━━━ MATERIAL FOR THIS TASK ━━━

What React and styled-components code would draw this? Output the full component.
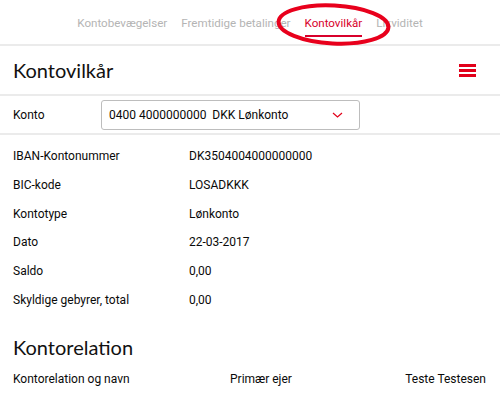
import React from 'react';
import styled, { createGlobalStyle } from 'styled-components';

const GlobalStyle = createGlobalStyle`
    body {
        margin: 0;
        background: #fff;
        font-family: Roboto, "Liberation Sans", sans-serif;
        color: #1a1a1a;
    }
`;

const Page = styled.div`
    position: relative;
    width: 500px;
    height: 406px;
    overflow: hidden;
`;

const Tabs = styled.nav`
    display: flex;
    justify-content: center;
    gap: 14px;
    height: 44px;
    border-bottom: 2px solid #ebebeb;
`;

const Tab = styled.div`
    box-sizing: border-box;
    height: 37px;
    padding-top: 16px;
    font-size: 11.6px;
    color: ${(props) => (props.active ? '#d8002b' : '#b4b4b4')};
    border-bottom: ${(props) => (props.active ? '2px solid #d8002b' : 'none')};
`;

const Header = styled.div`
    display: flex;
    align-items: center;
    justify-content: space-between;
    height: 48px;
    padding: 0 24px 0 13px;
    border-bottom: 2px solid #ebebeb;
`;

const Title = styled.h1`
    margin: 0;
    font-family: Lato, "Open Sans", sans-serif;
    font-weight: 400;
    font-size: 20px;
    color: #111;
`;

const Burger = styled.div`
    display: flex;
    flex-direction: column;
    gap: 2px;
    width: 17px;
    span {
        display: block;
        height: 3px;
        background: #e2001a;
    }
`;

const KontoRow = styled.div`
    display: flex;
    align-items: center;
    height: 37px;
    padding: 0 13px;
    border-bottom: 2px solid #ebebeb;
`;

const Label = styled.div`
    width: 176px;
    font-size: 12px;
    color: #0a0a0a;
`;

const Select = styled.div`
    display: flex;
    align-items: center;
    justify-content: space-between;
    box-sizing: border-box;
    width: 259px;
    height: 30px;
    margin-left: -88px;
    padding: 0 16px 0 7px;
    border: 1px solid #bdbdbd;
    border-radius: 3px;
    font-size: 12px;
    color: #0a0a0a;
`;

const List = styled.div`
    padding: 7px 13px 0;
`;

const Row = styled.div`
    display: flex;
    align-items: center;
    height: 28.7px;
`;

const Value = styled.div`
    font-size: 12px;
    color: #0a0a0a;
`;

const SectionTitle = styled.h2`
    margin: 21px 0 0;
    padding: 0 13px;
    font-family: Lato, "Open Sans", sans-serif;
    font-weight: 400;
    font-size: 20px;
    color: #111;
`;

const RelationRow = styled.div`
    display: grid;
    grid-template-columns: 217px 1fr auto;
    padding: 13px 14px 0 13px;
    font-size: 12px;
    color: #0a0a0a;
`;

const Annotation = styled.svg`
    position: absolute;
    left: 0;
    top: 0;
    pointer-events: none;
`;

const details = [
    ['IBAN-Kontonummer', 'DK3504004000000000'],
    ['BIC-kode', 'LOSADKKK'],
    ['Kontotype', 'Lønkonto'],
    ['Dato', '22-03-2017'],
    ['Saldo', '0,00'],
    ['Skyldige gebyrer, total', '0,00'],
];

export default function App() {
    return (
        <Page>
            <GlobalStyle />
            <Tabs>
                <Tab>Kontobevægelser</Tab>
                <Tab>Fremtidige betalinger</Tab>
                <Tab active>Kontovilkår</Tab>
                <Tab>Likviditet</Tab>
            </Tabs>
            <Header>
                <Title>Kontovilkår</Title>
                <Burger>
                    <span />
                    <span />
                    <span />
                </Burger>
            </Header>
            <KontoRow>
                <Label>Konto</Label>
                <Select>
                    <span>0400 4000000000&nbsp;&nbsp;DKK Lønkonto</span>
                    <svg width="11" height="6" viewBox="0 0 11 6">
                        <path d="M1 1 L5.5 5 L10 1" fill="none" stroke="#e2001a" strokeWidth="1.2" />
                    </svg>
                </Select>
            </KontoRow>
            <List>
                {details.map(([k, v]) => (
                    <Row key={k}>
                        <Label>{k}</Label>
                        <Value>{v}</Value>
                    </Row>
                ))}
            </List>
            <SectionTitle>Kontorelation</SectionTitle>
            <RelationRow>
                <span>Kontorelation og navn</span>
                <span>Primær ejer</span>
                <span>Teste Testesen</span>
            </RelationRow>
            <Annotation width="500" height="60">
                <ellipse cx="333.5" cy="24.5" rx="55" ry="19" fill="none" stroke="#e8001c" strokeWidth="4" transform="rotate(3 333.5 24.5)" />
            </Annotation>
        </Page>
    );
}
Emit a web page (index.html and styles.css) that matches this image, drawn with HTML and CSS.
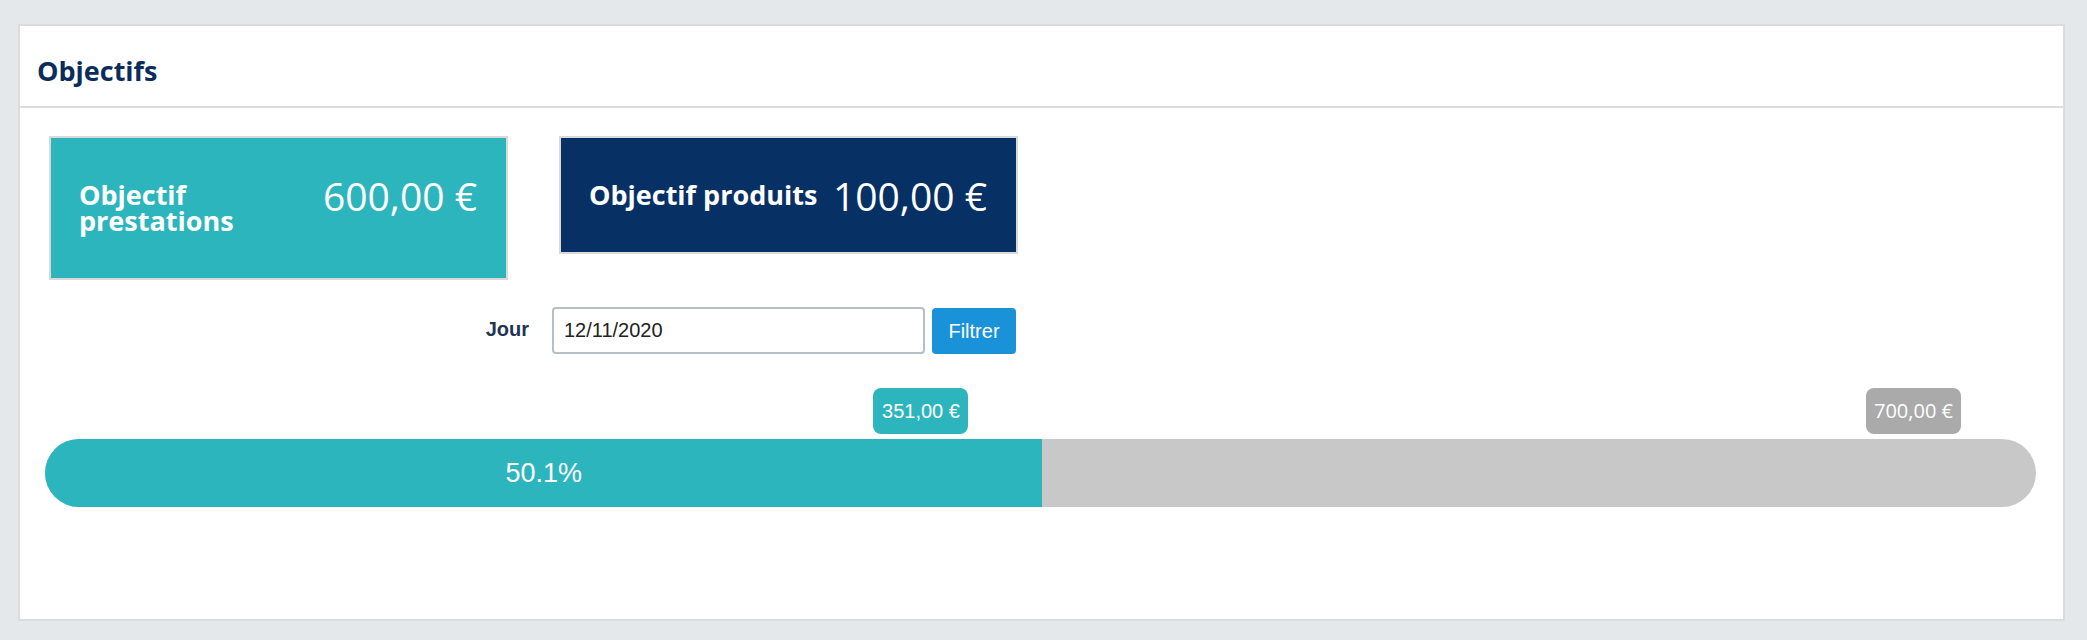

━━━

GIVEN REQUEST » Strip out the pictures and quote the remaining data word for word.

CORRECT RESPONSE »
What React and styled-components code would draw this? Output the full component.
import React from 'react';
import styled, { createGlobalStyle } from 'styled-components';

const GlobalStyle = createGlobalStyle`
    body {
        margin: 0;
        background: #fff;
        font-family: Roboto, "Liberation Sans", sans-serif;
        color: #1a1a1a;
    }
`;

const Page = styled.div`
    position: relative;
    width: 500px;
    height: 406px;
    overflow: hidden;
`;

const Tabs = styled.nav`
    display: flex;
    justify-content: center;
    gap: 14px;
    height: 44px;
    border-bottom: 2px solid #ebebeb;
`;

const Tab = styled.div`
    box-sizing: border-box;
    height: 37px;
    padding-top: 16px;
    font-size: 11.6px;
    color: ${(props) => (props.active ? '#d8002b' : '#b4b4b4')};
    border-bottom: ${(props) => (props.active ? '2px solid #d8002b' : 'none')};
`;

const Header = styled.div`
    display: flex;
    align-items: center;
    justify-content: space-between;
    height: 48px;
    padding: 0 24px 0 13px;
    border-bottom: 2px solid #ebebeb;
`;

const Title = styled.h1`
    margin: 0;
    font-family: Lato, "Open Sans", sans-serif;
    font-weight: 400;
    font-size: 20px;
    color: #111;
`;

const Burger = styled.div`
    display: flex;
    flex-direction: column;
    gap: 2px;
    width: 17px;
    span {
        display: block;
        height: 3px;
        background: #e2001a;
    }
`;

const KontoRow = styled.div`
    display: flex;
    align-items: center;
    height: 37px;
    padding: 0 13px;
    border-bottom: 2px solid #ebebeb;
`;

const Label = styled.div`
    width: 176px;
    font-size: 12px;
    color: #0a0a0a;
`;

const Select = styled.div`
    display: flex;
    align-items: center;
    justify-content: space-between;
    box-sizing: border-box;
    width: 259px;
    height: 30px;
    margin-left: -88px;
    padding: 0 16px 0 7px;
    border: 1px solid #bdbdbd;
    border-radius: 3px;
    font-size: 12px;
    color: #0a0a0a;
`;

const List = styled.div`
    padding: 7px 13px 0;
`;

const Row = styled.div`
    display: flex;
    align-items: center;
    height: 28.7px;
`;

const Value = styled.div`
    font-size: 12px;
    color: #0a0a0a;
`;

const SectionTitle = styled.h2`
    margin: 21px 0 0;
    padding: 0 13px;
    font-family: Lato, "Open Sans", sans-serif;
    font-weight: 400;
    font-size: 20px;
    color: #111;
`;

const RelationRow = styled.div`
    display: grid;
    grid-template-columns: 217px 1fr auto;
    padding: 13px 14px 0 13px;
    font-size: 12px;
    color: #0a0a0a;
`;

const Annotation = styled.svg`
    position: absolute;
    left: 0;
    top: 0;
    pointer-events: none;
`;

const details = [
    ['IBAN-Kontonummer', 'DK3504004000000000'],
    ['BIC-kode', 'LOSADKKK'],
    ['Kontotype', 'Lønkonto'],
    ['Dato', '22-03-2017'],
    ['Saldo', '0,00'],
    ['Skyldige gebyrer, total', '0,00'],
];

export default function App() {
    return (
        <Page>
            <GlobalStyle />
            <Tabs>
                <Tab>Kontobevægelser</Tab>
                <Tab>Fremtidige betalinger</Tab>
                <Tab active>Kontovilkår</Tab>
                <Tab>Likviditet</Tab>
            </Tabs>
            <Header>
                <Title>Kontovilkår</Title>
                <Burger>
                    <span />
                    <span />
                    <span />
                </Burger>
            </Header>
            <KontoRow>
                <Label>Konto</Label>
                <Select>
                    <span>0400 4000000000&nbsp;&nbsp;DKK Lønkonto</span>
                    <svg width="11" height="6" viewBox="0 0 11 6">
                        <path d="M1 1 L5.5 5 L10 1" fill="none" stroke="#e2001a" strokeWidth="1.2" />
                    </svg>
                </Select>
            </KontoRow>
            <List>
                {details.map(([k, v]) => (
                    <Row key={k}>
                        <Label>{k}</Label>
                        <Value>{v}</Value>
                    </Row>
                ))}
            </List>
            <SectionTitle>Kontorelation</SectionTitle>
            <RelationRow>
                <span>Kontorelation og navn</span>
                <span>Primær ejer</span>
                <span>Teste Testesen</span>
            </RelationRow>
            <Annotation width="500" height="60">
                <ellipse cx="333.5" cy="24.5" rx="55" ry="19" fill="none" stroke="#e8001c" strokeWidth="4" transform="rotate(3 333.5 24.5)" />
            </Annotation>
        </Page>
    );
}
Emit a web page (index.html and styles.css) that matches this image, drawn with HTML and CSS.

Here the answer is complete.